Procurement fraud, bribery and corruption are the biggest fraud risks that infrastructure companies face, according to a survey conducted by Deloitte on managing fraud and dispute challenges in the infrastructure sector.

“Today, more and more players are willing to discuss the fraud issues they face, which is quite a shift from the scenario five years ago when firms were unwilling to even discuss such issues,” said Amit Bansal, Senior Director, Forensic Services, Deloitte Touche Tohmatsu India.

The participants in the survey were 29 top executives – C-level professionals – from as many infrastructure firms. The survey started in August 2014.

Procurement fraud happens because large infrastructure projects rely on large-scale procurement of goods and services, and despite centralising procurement processes, companies depend on local third parties for sourcing material, equipment and labour, points out the report.

The survey reiterated the perception about bribery being a part of regulatory clearances of infrastructure projects with 50 per cent of respondents saying they were compelled to resort to back channels, bribery and facilitation payments to ensure that delays do not trouble them.

“Further, 60 per cent of survey respondents indicated that at least 15 per cent of their total investments in projects were delayed due to paying bribes and those who did not pay were denied clearances,” the survey report said.

How fraud happens

Interestingly, the respondents rated revenue leakage and misappropriation of cash as the least important fraud risk impacting the sector. Deloitte attributes this to the fact more projects are in construction phase than in the operational phase, which shifts the focus of respondents.
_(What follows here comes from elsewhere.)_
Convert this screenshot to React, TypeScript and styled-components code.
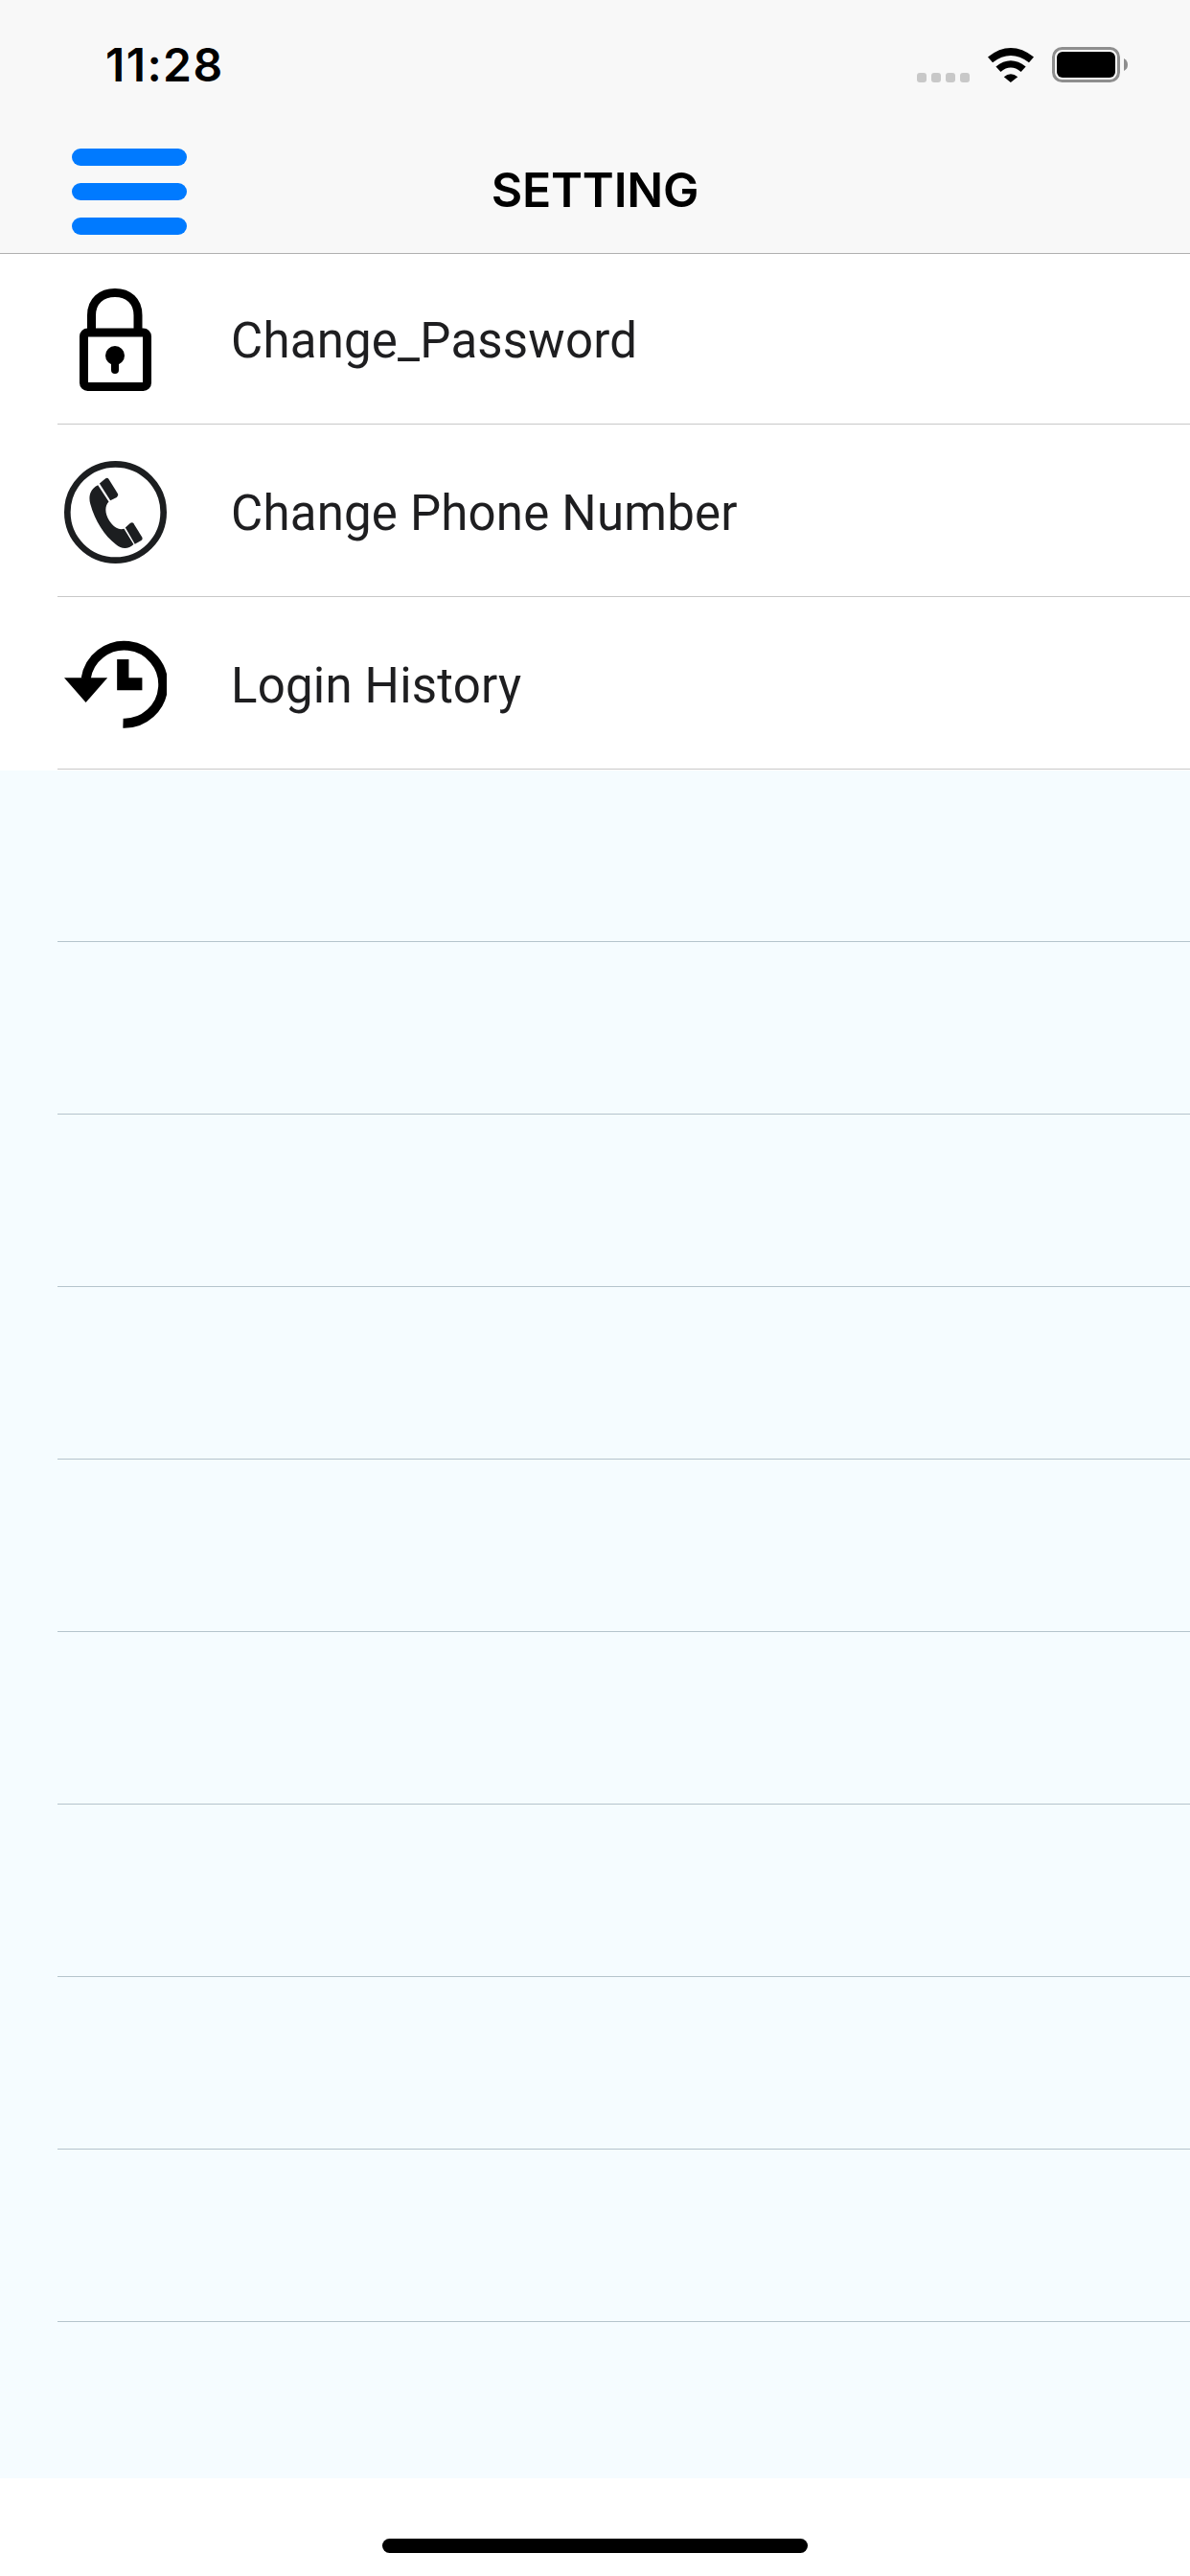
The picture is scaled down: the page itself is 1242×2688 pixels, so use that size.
import React from "react";
import styled, { createGlobalStyle } from "styled-components";

const GlobalStyle = createGlobalStyle`
  html, body {
    margin: 0;
    padding: 0;
    background: #fff;
  }
  * {
    box-sizing: border-box;
  }
`;

const Screen = styled.div`
  width: 1242px;
  height: 2688px;
  display: flex;
  flex-direction: column;
  background: #fff;
  font-family: Inter, "Liberation Sans", sans-serif;
  overflow: hidden;
`;

const Header = styled.header`
  height: 264px;
  flex: none;
  position: relative;
  z-index: 1;
  background: #f8f8f8;
  box-shadow: 0 1px 0 #b0b0b0;
`;

const StatusBar = styled.div`
  height: 132px;
  display: flex;
  align-items: flex-start;
  justify-content: space-between;
  padding: 49px 65px 0 110px;
`;

const Time = styled.span`
  font-size: 48px;
  line-height: 38px;
  font-weight: 600;
  letter-spacing: 1.4px;
  color: #000;
`;

const StatusIcons = styled.div`
  display: flex;
  align-items: flex-end;
  gap: 19px;
`;

const SignalDots = styled.div`
  display: flex;
  gap: 5px;
`;

const SignalDot = styled.span`
  width: 10px;
  height: 10px;
  border-radius: 3px;
  background: #c8c8c8;
`;

const NavBar = styled.div`
  height: 132px;
  display: grid;
  grid-template-columns: 1fr auto 1fr;
  align-items: center;
  padding: 0 75px;
`;

const MenuButton = styled.div`
  width: 120px;
  display: flex;
  flex-direction: column;
  gap: 18px;
  padding-top: 3px;
`;

const MenuBar = styled.span`
  height: 18px;
  border-radius: 9px;
  background: #007aff;
`;

const Title = styled.h1`
  margin: 0;
  font-size: 50px;
  font-weight: 600;
  line-height: 60px;
  letter-spacing: -0.2px;
  color: #000;
`;

const List = styled.div`
  flex: 1;
  background: #f5fcff;
`;

const Row = styled.div<{ $active?: boolean }>`
  height: 180px;
  display: flex;
  align-items: center;
  background: ${(props) => (props.$active ? "#fff" : "transparent")};
  position: relative;
  padding-left: 60px;

  &::after {
    content: "";
    position: absolute;
    left: 60px;
    right: 0;
    bottom: 1px;
    height: 1px;
    background: ${(props) => (props.$active ? "#c8c8c8" : "#b5c4cc")};
  }
`;

const IconSlot = styled.div`
  width: 120px;
  height: 120px;
  flex: none;
  display: flex;
  align-items: center;
  justify-content: center;
`;

const Label = styled.span`
  margin-left: 61px;
  padding-top: 3px;
  font-size: 51px;
  line-height: 60px;
  letter-spacing: 0.2px;
  font-family: Roboto, Inter, sans-serif;
  color: #1e1e20;
`;

const HomeArea = styled.div`
  height: 102px;
  flex: none;
  display: flex;
  justify-content: center;
  padding-top: 63px;
  background: #fff;
`;

const HomeIndicator = styled.span`
  width: 444px;
  height: 15px;
  border-radius: 8px;
  background: #000;
`;

const WifiIcon = () => (
  <svg width="48" height="36" viewBox="395 88 143 107" fill="#000">
    <path d="M395 116 Q466 60 538 116 L523 133 Q466 90 410 133 Z" />
    <path d="M420 146 Q466 108 513 146 L498 162 Q466 136 435 162 Z" />
    <path d="M445 178 Q466 160 488 178 L466 195 Z" />
  </svg>
);

const BatteryIcon = () => (
  <svg width="79" height="37" viewBox="0 0 79 37">
    <rect x="1.5" y="1.5" width="68" height="34" rx="9" fill="none" stroke="#8e8e8e" strokeWidth="3" />
    <rect x="5" y="5" width="61" height="27" rx="6" fill="#000" />
    <path d="M75 12 Q79 14 79 18.5 Q79 23 75 25 Z" fill="#8e8e8e" />
  </svg>
);

const LockIcon = () => (
  <svg width="75" height="107" viewBox="0 0 75 107" fill="none">
    <path d="M12.5 42 V28 C12.5 13 23 4.5 37 4.5 C51 4.5 61 13 61 28 V42" stroke="#000" strokeWidth="9" />
    <rect x="4.5" y="46" width="66" height="56.5" rx="4" stroke="#000" strokeWidth="9" />
    <circle cx="37" cy="70" r="10" fill="#000" />
    <path d="M37 72 V85" stroke="#000" strokeWidth="8" strokeLinecap="round" />
  </svg>
);

const PhoneIcon = () => (
  <svg width="107" height="107" viewBox="78 90 322 322" fill="#1c1e20">
    <circle cx="239" cy="251" r="151" fill="none" stroke="#1c1e20" strokeWidth="20" />
    <path d="M184 166 L218 218 C205 232 205 255 220 278 C232 296 248 308 266 303 L296 352 C280 368 258 368 240 352 C205 325 175 280 160 225 C152 195 165 175 184 166 Z" />
    <path d="M189 161 L208 145 Q214 141 218 147 L246 192 Q249 199 243 204 L223 214 Z" />
    <path d="M270 299 L286 285 Q292 281 296 286 L323 330 Q326 336 320 340 L300 351 Z" />
  </svg>
);

const HistoryIcon = () => (
  <svg width="107" height="92" viewBox="80 115 322 275" fill="#000">
    <path d="M265 375 A122 122 0 1 0 148 235" fill="none" stroke="#000" strokeWidth="30" />
    <path d="M80 232 H216 L148 310 Z" />
    <path d="M246 174 H283 V232 H325 V271 H246 Z" />
  </svg>
);

const settings = [
  { label: "Change_Password", icon: <LockIcon /> },
  { label: "Change Phone Number", icon: <PhoneIcon /> },
  { label: "Login History", icon: <HistoryIcon /> },
];

const App: React.FC = () => {
  return (
    <Screen>
      <GlobalStyle />
      <Header>
        <StatusBar>
          <Time>11:28</Time>
          <StatusIcons>
            <SignalDots>
              {[0, 1, 2, 3].map((dot) => (
                <SignalDot key={dot} />
              ))}
            </SignalDots>
            <WifiIcon />
            <BatteryIcon />
          </StatusIcons>
        </StatusBar>
        <NavBar>
          <MenuButton>
            <MenuBar />
            <MenuBar />
            <MenuBar />
          </MenuButton>
          <Title>SETTING</Title>
        </NavBar>
      </Header>
      <List>
        {settings.map((item) => (
          <Row $active key={item.label}>
            <IconSlot>{item.icon}</IconSlot>
            <Label>{item.label}</Label>
          </Row>
        ))}
        {Array.from({ length: 9 }).map((_, index) => (
          <Row key={index} />
        ))}
      </List>
      <HomeArea>
        <HomeIndicator />
      </HomeArea>
    </Screen>
  );
};

export default App;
In the construction phase, fraudulent activities happen through inflated invoices for hiring equipment and labour, pilferage of inventory and scrap material, inflated costs for earthwork and collusion between vendors and employees to inflate quotations.

In the operational phase of infrastructure projects, “fraud schemes” involve revenue leakage at toll plazas, under-reporting of revenues by lessees at airports, malls or duty free outlets and leakage in container demurrage charges. Moreover, there could leakages in metering and billing at power distribution companies where there could be collusion between employees and consumers to pocket the differential amount. Also, there could be cash theft at counters of courier companies when the amount on receipt is recorded lower than actual and balance is pocketed.

Having identified such fraud risks, 70 per cent of respondents preferred to have whistle-blower hotline for vendors, customers and employees as a preferred mechanism to prevent frauds.

Also, dispute resolution for infrastructure companies is getting costlier with 20 per cent of respondents spending 5-10 per cent of their revenues in dispute resolution. Interestingly, 65 per cent of respondents stated that they spend 5 per cent of their annual revenues on dispute resolution.